_Required work_: The required output is a single number: how many lines of the material contain the string "components".

_Dataset excerpt_:
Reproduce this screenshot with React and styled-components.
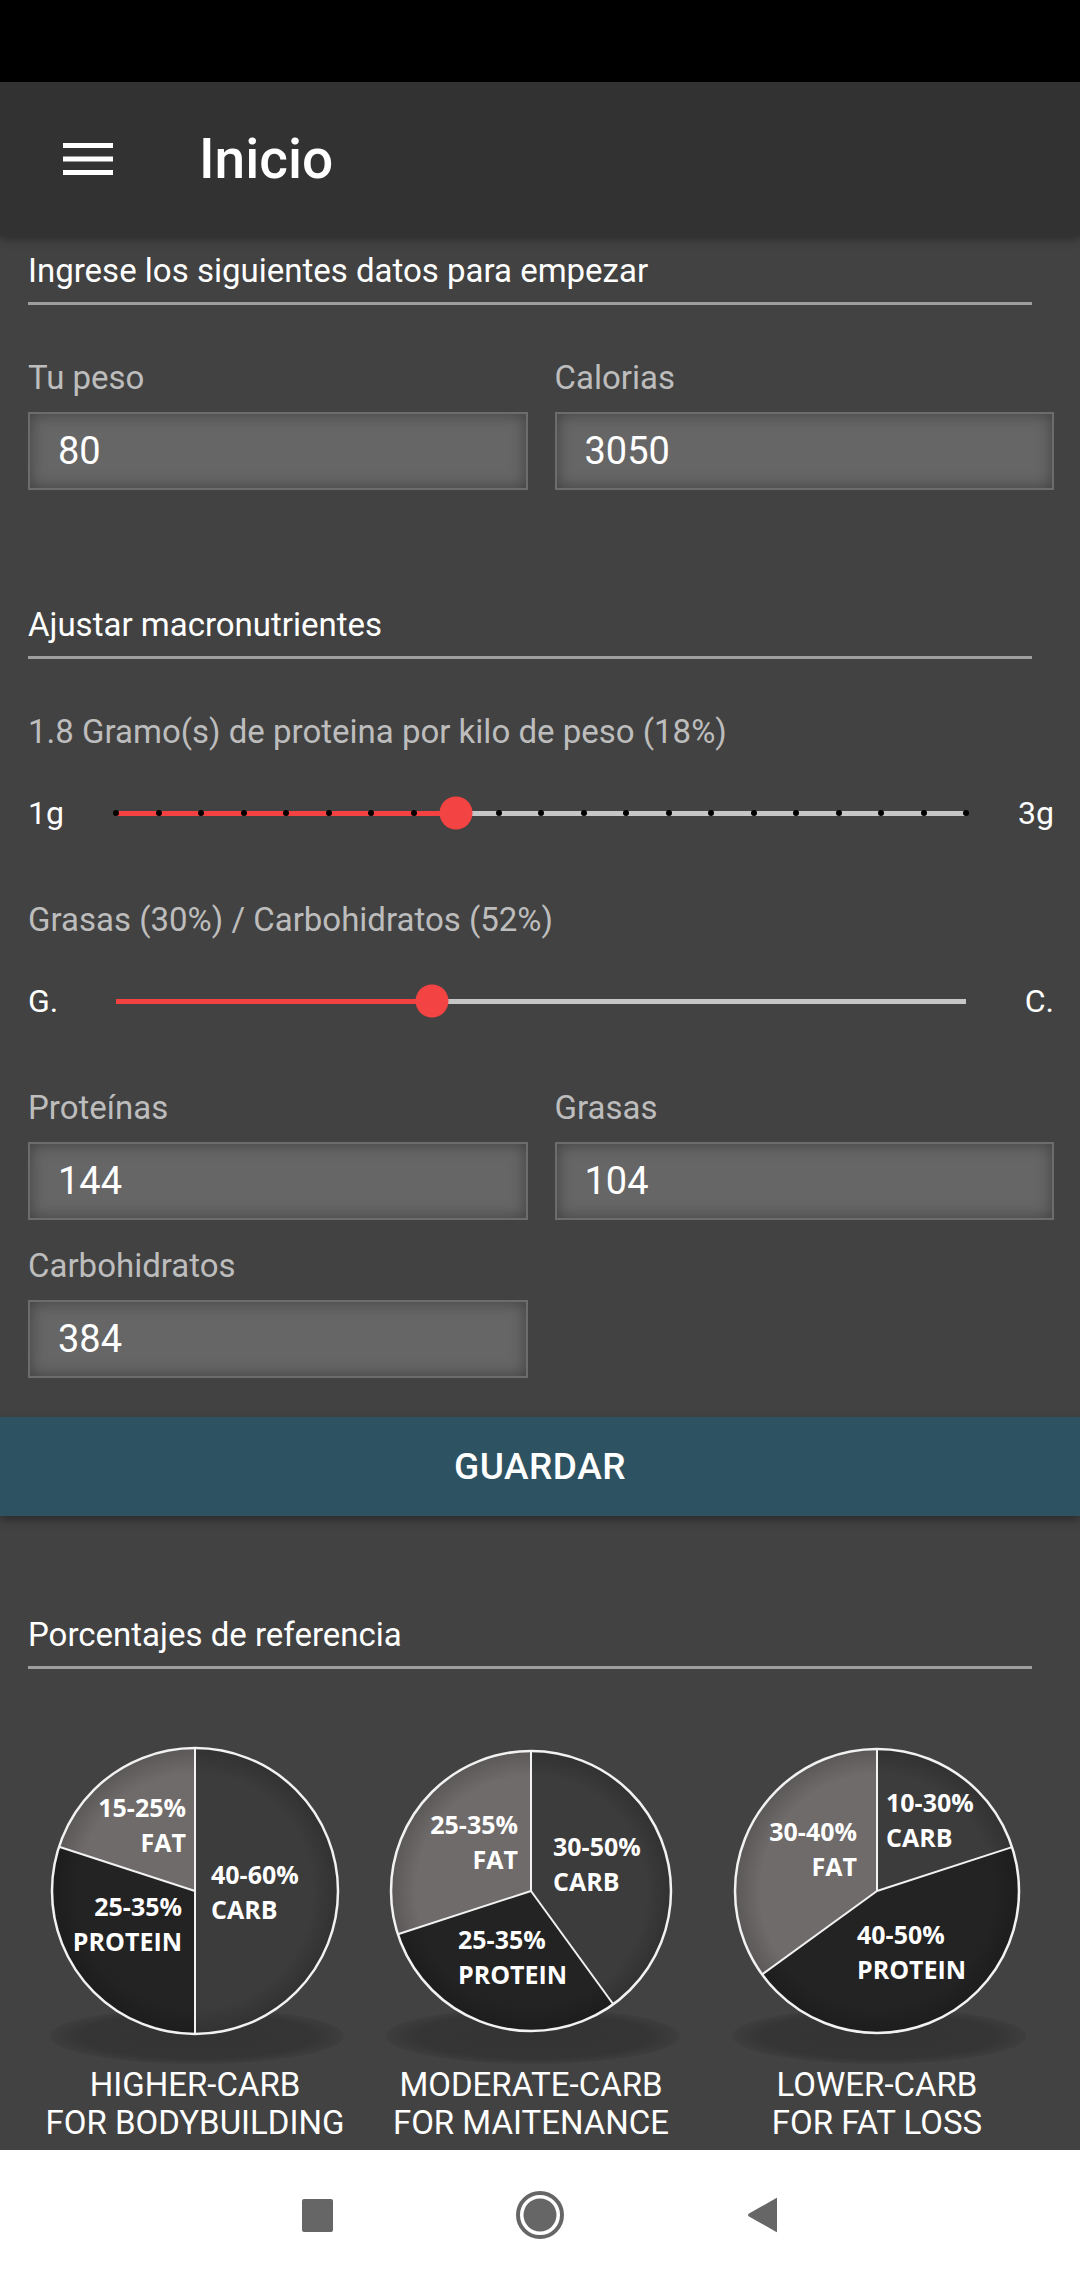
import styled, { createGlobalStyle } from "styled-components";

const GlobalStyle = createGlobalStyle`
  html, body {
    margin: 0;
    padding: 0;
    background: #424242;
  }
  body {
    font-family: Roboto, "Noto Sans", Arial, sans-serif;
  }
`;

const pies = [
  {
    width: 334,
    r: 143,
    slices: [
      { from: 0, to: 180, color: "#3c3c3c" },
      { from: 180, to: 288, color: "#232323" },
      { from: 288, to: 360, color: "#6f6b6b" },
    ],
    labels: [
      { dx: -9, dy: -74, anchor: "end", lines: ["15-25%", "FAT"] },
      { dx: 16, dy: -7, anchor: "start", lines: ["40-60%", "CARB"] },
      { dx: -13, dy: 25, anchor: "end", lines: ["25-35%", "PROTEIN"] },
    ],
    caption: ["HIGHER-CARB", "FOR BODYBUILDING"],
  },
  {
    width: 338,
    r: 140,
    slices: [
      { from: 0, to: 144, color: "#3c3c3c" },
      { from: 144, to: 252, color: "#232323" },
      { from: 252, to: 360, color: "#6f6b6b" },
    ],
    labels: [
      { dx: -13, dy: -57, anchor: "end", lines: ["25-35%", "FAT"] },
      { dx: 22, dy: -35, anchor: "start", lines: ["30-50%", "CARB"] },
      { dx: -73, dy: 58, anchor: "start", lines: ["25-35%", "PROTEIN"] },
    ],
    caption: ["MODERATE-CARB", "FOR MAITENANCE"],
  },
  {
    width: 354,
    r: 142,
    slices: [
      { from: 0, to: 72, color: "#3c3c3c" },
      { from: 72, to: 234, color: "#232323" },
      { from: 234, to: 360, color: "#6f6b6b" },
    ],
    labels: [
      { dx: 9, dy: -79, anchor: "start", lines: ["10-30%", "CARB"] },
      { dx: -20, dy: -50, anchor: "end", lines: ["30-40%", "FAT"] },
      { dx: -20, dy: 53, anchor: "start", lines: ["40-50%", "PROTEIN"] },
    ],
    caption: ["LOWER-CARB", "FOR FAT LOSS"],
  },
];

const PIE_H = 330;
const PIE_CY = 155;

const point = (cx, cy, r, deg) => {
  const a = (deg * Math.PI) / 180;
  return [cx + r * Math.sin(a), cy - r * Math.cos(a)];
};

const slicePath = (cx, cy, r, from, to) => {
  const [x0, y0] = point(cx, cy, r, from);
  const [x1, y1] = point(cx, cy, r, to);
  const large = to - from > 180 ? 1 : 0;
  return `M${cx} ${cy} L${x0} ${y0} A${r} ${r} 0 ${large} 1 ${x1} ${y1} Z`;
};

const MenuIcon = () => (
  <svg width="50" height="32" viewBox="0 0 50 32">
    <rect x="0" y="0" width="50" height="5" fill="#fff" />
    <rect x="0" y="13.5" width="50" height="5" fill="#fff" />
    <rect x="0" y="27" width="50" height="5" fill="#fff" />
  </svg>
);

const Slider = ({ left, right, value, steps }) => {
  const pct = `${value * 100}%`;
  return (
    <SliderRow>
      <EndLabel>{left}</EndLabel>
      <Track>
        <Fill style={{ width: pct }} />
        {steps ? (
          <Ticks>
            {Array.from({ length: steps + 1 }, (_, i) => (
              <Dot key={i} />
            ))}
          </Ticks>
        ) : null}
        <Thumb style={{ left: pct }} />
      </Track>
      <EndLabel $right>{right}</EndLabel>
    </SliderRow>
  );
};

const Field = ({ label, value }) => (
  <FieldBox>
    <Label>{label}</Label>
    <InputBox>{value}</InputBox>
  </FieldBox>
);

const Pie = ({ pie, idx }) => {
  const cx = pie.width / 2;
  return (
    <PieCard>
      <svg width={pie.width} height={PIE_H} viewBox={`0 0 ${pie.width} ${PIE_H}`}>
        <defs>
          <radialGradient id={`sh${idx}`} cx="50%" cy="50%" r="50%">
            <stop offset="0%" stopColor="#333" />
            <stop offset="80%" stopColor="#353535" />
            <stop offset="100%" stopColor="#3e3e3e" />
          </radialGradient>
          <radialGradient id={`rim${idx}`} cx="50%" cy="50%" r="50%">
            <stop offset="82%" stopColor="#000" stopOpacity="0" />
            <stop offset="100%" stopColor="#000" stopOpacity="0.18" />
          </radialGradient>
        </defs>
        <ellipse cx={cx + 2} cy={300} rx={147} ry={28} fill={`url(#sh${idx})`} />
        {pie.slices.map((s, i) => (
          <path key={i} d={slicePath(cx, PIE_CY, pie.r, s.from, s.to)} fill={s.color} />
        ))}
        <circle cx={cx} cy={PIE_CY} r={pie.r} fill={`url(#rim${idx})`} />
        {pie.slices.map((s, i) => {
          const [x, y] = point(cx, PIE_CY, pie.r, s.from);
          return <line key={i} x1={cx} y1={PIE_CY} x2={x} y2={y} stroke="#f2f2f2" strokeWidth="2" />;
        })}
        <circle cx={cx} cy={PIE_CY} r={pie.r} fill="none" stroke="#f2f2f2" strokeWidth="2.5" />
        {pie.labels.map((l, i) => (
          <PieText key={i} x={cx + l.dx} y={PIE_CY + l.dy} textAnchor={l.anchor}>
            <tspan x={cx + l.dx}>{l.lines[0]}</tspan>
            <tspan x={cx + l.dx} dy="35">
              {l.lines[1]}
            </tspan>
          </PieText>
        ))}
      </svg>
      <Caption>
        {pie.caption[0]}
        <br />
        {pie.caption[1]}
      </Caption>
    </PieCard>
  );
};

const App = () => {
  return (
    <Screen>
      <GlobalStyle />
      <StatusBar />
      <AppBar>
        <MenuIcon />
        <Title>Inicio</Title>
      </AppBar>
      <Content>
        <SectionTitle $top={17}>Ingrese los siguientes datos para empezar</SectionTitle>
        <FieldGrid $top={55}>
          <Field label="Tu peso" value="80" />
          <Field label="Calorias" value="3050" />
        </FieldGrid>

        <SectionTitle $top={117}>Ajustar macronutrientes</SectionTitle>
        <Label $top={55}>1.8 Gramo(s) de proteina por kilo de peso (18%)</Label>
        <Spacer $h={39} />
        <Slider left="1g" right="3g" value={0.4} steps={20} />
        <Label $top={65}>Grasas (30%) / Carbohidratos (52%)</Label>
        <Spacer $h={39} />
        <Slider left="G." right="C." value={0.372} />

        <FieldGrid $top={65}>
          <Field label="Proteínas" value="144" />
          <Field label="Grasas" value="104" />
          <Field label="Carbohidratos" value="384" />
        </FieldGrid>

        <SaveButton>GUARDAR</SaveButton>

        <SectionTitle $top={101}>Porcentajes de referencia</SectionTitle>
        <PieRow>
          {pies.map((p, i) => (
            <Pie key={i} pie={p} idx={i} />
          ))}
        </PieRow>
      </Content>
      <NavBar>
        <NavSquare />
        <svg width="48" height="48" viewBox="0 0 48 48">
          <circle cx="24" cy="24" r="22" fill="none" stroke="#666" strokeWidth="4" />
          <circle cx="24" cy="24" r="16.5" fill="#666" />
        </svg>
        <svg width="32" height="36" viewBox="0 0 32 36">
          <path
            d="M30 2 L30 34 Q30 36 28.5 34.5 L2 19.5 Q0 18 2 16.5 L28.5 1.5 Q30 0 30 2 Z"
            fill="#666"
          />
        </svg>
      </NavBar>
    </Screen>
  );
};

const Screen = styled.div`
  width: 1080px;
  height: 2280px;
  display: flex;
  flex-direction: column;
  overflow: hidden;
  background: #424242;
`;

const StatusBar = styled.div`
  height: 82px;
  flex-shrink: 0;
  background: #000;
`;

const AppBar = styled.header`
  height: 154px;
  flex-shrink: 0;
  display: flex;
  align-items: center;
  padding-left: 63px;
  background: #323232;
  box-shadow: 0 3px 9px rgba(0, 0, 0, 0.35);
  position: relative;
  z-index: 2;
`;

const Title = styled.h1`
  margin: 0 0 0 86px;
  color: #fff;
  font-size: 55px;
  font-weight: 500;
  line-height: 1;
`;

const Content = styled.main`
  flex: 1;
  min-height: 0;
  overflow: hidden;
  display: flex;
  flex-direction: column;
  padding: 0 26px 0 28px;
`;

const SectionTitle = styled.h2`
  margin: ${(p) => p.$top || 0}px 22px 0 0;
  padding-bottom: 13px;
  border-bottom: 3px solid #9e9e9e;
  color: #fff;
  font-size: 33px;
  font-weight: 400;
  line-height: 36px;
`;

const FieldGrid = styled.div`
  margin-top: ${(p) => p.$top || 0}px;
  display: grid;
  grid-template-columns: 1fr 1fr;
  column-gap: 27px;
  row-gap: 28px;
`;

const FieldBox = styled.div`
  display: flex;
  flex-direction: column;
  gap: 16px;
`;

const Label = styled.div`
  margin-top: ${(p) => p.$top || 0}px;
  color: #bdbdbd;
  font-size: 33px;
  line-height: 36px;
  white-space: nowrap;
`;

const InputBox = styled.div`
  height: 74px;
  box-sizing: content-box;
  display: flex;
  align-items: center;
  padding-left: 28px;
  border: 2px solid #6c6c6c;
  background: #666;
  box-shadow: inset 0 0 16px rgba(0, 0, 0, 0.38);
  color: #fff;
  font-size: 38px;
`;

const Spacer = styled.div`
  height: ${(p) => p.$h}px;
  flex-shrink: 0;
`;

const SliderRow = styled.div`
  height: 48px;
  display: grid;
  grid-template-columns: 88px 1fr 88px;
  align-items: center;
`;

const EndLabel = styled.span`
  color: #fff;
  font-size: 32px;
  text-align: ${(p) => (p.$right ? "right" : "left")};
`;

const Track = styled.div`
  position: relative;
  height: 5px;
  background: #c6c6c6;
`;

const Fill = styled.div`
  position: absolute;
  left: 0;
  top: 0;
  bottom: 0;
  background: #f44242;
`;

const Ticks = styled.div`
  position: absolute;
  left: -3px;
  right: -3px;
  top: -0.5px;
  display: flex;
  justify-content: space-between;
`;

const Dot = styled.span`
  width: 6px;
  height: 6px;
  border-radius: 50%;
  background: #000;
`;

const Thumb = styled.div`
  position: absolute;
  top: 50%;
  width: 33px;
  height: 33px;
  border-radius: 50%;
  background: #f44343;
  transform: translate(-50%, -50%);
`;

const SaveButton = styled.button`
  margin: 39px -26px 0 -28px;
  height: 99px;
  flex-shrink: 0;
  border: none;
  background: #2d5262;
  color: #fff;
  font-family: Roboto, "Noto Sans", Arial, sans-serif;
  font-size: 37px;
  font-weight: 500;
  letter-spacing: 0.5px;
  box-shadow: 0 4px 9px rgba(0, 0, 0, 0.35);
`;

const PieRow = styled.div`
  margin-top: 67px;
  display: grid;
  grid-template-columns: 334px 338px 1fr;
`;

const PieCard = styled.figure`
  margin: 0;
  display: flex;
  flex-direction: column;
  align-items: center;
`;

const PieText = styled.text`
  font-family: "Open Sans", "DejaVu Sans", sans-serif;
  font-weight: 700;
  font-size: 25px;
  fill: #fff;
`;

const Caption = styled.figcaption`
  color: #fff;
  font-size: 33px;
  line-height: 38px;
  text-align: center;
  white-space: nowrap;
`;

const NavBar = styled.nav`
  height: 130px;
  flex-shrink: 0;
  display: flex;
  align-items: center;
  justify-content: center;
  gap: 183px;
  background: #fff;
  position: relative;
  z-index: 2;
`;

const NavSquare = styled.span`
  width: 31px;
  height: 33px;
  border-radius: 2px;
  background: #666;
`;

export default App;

_Task result_: 2